> [Exercise task]: Check each line of the records below for the word "components" and copy those where it appears.
··· Provided information ···
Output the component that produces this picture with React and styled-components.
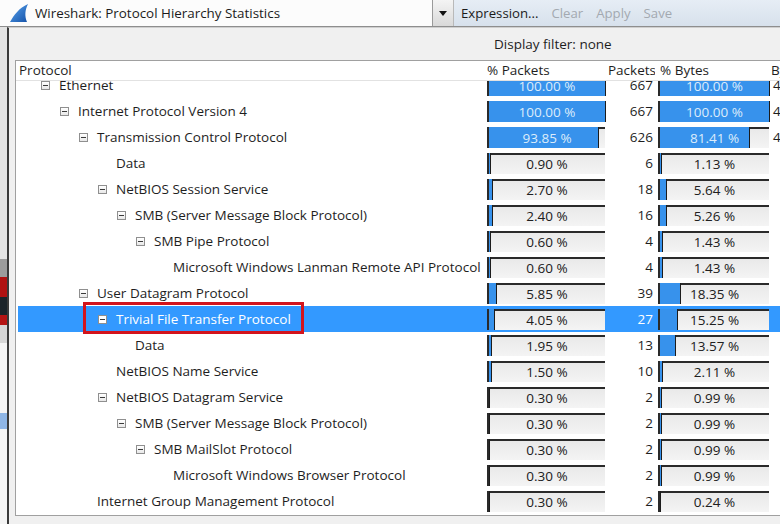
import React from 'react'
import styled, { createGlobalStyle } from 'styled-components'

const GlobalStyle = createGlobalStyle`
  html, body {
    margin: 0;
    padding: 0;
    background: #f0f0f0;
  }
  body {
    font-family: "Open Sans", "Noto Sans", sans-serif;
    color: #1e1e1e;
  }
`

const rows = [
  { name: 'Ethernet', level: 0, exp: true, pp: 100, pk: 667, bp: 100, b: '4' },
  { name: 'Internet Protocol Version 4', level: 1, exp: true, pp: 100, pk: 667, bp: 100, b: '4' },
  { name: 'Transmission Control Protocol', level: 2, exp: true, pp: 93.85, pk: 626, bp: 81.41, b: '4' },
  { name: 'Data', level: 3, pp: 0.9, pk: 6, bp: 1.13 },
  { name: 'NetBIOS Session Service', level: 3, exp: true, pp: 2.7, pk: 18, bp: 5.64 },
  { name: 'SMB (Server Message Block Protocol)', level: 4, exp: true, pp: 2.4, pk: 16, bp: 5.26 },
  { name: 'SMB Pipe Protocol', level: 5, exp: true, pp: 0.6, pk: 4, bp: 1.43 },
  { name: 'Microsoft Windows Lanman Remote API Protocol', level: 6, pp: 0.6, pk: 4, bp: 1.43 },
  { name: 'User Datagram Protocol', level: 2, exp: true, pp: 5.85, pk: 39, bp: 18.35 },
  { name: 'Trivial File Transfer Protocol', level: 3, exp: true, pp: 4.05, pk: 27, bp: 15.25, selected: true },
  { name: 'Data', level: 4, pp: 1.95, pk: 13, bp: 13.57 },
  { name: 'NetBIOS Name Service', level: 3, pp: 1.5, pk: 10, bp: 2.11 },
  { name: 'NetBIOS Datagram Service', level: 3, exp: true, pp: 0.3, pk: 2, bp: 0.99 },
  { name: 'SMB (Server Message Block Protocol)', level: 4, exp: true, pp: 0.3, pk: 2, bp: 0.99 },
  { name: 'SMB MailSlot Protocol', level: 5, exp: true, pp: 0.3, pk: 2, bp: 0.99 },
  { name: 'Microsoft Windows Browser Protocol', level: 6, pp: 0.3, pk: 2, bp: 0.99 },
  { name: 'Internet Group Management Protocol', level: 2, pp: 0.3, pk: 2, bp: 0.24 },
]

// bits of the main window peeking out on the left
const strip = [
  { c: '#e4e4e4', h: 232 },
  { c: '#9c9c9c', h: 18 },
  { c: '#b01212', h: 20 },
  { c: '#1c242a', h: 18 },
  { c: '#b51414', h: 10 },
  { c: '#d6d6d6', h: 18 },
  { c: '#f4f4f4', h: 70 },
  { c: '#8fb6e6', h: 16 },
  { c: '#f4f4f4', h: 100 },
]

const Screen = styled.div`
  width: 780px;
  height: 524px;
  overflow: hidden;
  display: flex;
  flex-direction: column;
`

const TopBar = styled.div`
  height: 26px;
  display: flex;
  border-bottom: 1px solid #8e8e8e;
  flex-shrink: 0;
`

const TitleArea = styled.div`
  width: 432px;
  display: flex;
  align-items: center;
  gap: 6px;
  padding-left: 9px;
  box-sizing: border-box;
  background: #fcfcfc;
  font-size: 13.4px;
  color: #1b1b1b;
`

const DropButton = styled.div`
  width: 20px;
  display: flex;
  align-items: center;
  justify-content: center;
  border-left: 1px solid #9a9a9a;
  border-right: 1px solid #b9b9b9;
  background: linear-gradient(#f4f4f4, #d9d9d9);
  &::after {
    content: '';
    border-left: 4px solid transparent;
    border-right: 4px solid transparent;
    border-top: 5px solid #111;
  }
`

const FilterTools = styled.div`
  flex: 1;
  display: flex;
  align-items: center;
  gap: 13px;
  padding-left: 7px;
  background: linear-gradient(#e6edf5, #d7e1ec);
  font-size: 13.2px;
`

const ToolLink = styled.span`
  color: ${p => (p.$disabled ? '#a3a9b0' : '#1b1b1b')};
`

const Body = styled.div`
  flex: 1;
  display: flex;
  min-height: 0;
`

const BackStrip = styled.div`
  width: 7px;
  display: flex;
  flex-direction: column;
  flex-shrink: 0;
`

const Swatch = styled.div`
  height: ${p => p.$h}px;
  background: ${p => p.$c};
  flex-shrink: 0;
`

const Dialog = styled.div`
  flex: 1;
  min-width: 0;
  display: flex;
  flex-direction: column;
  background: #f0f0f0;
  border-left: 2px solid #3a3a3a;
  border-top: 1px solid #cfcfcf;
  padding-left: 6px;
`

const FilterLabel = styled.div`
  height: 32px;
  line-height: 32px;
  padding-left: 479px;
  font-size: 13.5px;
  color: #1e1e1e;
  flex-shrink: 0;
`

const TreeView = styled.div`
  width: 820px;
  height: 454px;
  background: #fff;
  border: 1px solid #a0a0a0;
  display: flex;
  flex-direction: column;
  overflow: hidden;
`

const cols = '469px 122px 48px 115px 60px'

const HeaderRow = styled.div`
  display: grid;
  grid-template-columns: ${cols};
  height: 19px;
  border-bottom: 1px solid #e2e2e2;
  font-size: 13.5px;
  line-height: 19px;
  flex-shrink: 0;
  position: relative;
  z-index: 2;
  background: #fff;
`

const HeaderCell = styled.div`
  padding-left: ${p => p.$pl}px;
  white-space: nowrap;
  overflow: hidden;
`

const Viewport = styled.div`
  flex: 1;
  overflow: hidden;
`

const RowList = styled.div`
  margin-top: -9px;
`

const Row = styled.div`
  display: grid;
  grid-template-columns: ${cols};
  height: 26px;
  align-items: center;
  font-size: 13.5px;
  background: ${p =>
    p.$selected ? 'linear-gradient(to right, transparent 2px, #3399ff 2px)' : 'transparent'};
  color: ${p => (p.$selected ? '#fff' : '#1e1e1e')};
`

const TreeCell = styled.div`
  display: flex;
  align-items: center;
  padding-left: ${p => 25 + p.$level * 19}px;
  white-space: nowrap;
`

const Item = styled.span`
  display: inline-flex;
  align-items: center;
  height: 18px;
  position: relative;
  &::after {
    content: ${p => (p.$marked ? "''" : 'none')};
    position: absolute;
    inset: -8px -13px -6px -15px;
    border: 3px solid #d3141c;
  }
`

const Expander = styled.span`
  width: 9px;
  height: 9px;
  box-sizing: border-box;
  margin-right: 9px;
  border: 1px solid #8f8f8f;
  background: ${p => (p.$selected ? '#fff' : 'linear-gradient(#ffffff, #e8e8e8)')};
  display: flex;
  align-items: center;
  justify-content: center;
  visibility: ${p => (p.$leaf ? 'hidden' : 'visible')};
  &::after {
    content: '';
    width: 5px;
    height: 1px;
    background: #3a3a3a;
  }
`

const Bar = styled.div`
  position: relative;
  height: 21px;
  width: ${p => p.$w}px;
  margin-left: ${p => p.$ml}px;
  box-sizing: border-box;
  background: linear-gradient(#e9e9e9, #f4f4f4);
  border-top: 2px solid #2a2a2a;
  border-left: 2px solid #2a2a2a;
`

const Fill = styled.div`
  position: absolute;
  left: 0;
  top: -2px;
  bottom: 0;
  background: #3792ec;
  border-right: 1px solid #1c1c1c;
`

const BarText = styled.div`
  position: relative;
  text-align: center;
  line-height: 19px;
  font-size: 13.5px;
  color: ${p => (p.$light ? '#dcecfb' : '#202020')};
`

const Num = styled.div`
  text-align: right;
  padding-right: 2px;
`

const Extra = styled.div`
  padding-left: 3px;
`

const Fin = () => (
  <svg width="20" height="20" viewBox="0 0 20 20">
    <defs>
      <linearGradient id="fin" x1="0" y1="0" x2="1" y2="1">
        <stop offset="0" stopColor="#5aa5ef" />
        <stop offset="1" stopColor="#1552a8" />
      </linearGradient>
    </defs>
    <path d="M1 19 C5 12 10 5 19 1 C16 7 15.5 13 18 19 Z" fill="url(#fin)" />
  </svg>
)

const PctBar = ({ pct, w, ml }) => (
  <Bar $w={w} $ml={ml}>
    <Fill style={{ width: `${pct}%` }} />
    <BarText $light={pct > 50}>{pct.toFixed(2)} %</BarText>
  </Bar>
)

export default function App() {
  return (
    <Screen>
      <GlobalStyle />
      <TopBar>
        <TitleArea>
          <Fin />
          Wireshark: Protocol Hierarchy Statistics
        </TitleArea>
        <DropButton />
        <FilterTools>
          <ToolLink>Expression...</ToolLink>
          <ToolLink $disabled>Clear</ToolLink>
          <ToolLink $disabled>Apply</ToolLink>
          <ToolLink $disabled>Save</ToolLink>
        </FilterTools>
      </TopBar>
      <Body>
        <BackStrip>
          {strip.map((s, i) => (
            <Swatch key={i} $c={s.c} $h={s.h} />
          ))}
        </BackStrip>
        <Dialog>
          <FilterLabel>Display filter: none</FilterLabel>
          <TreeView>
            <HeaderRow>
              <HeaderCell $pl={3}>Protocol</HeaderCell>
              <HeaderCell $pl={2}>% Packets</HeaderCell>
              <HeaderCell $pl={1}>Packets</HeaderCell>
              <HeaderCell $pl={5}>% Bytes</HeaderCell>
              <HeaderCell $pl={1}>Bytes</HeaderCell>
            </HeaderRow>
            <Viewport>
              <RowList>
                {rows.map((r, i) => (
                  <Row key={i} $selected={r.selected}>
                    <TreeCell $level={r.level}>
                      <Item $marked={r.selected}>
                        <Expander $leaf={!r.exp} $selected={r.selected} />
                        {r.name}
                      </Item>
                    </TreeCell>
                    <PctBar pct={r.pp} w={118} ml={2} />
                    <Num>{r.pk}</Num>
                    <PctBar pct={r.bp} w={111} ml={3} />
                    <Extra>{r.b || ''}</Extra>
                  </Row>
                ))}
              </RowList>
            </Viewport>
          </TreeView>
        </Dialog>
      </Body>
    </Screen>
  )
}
···
··· Provided information ···
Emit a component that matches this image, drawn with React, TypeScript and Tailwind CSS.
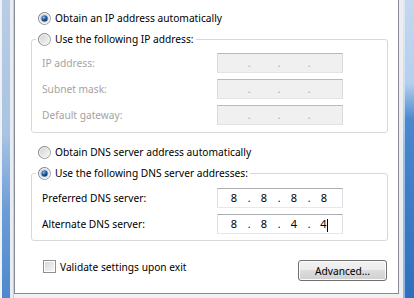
···
> [Result]:
Output the component that produces this picture with React and styled-components.
import styled, { createGlobalStyle } from 'styled-components'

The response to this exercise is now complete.